There is an absence of any proof of negligence against the railroad company in failing to give the statutory warning of the approach of the train for eighty rods before reaching the crossing, or in the management of the train and engine at the crossing. The company was under no legal obligation to keep a watchman stationed at the crossing to notify persons of approaching trains, and there was no ordinance of the village of Dwight in force at the time limiting the speed of trains passing through the village. The speed of the train at the time of approaching the crossing was not such, taking into consideration the frequency of travel over the crossing, as to make it negligence.

The only approach to proof of negligence against the railroad company was upon the charge of maintaining upon its right of way and in proximity to its track, obstructions which shut off the view of the track from the crossing and highway leading to it as set out in the fourth and fifth counts of the declaration.

It can hardly be contended seriously that buildings were so situated as to obstruct the view. But it is urged that the evidence shows that it was obstructed by freight cars standing upon a side track south of the crossing and telegraph poles. Upon the trial the court permitted the fourth and fifth counts to be amended by adding as obstructions the words, “telegraph poles and cars.” To the counts as amended a plea of the statute of limitations was filed to which the court sustained a demurrer. We think the contention that the court should have allowed the plea to stand, unimportant, because we do not believe that the collision was attributable to appellee’s view of the approaching train being obstructed by cars and telegraph poles, and because we do not think it is negligence in a railroad company to maintain telegraph poles on its right of way or to permit freight cars to stand on its side track so as to obstruct the view of an approaching train.. A railroad company has the right to erect telegraph poles on its. right of way, and to maintain as many arms thereon as are necessary to carry the wires required for its business. It has the right to place its cars on its side tracks and allow them to remain for such time as the needs of the business may require. As was well said by Judge Bailey in an opinion delivered while on the Appellate Court of the Second District, “ This is one of the main purposes for which the tracks are constructed, and their purpose and legitimate use can not of itself render the railway company obnoxious to the charge of negligence.” Garland v. C. & H. W. Ry. Co., 8 Bradwell 571; W., St. L. & P. Ry. Co. v. Hicks, 13 Ill. App. 407.

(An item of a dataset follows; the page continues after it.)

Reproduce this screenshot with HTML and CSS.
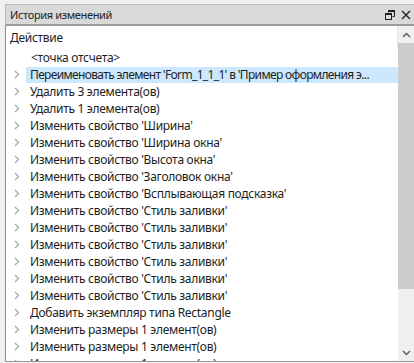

The evidence in the record shows that appellee, at the time of the accident, was a farm hand about twenty years of age, engaged in hauling baled straw on a wagon and hay rack from a farm several miles west of Dwight to that place. It was his second trip for that day. Seated on an élevation of twelve or fourteen bales, he had driven for some distance, along a highway running parallel with the railroad and intersecting with South street at a point adjacent to the crossing where he was injured.

He testified that just before reaching the crossing he stopped his team, looked and listened, and being unable to see or hear a train, drove on, when his wagon was struck by the engine and he thrown off and knocked senseless. In his statement that he stopped and listened for a train just before going upon the crossing, he is contradicted by disinterested witnesses and the circumstances. In fact the evidence shows he was warned of the approach of the train by three different individuals, whose opportunities for seeing and hearing were no better than his, He denies that he heard them, but we are well satisfied from the evidence that he heard the witness Norriss. In addition to their testimony there is that of witness George B. Ketoham, who heard the shrill alarm whistle of the engine when fifteen rods from the crossing, that appellee could have stopped on the west side of the crossing after that whistle sounded and avoided the collision, but that instead of doing so he began urging his team across.

A careful consideration of all the evidence satisfies us that appellee knew the train was approaching in ample time to have stopped his team and avoided the injury, but thinking he could clear the crossing before the train reached him, endeavored to do so. With a heavy load he was unable to urge his team into sufficient speed to accomplish his foolhardy purpose. His present unfortunate condition is attributable to his own reckless conduct.

The judgment should be reversed, and with the views Avhich we entertain of the facts, the cause should not be remanded. Judgment reversed.

Finding of Facts to be Incorporated in the Judgment.

The court finds that the appellant is not guilty of the negligence set up in either count of appellee’s declaration; that the appellant is in no wise responsible for the injuries complained of by appellee; that such injuries were occasioned by the negligence of the appellee in attempting to cross appellant’s railroad track in front of an approaching train, and that appellee has no cause of action against appellant.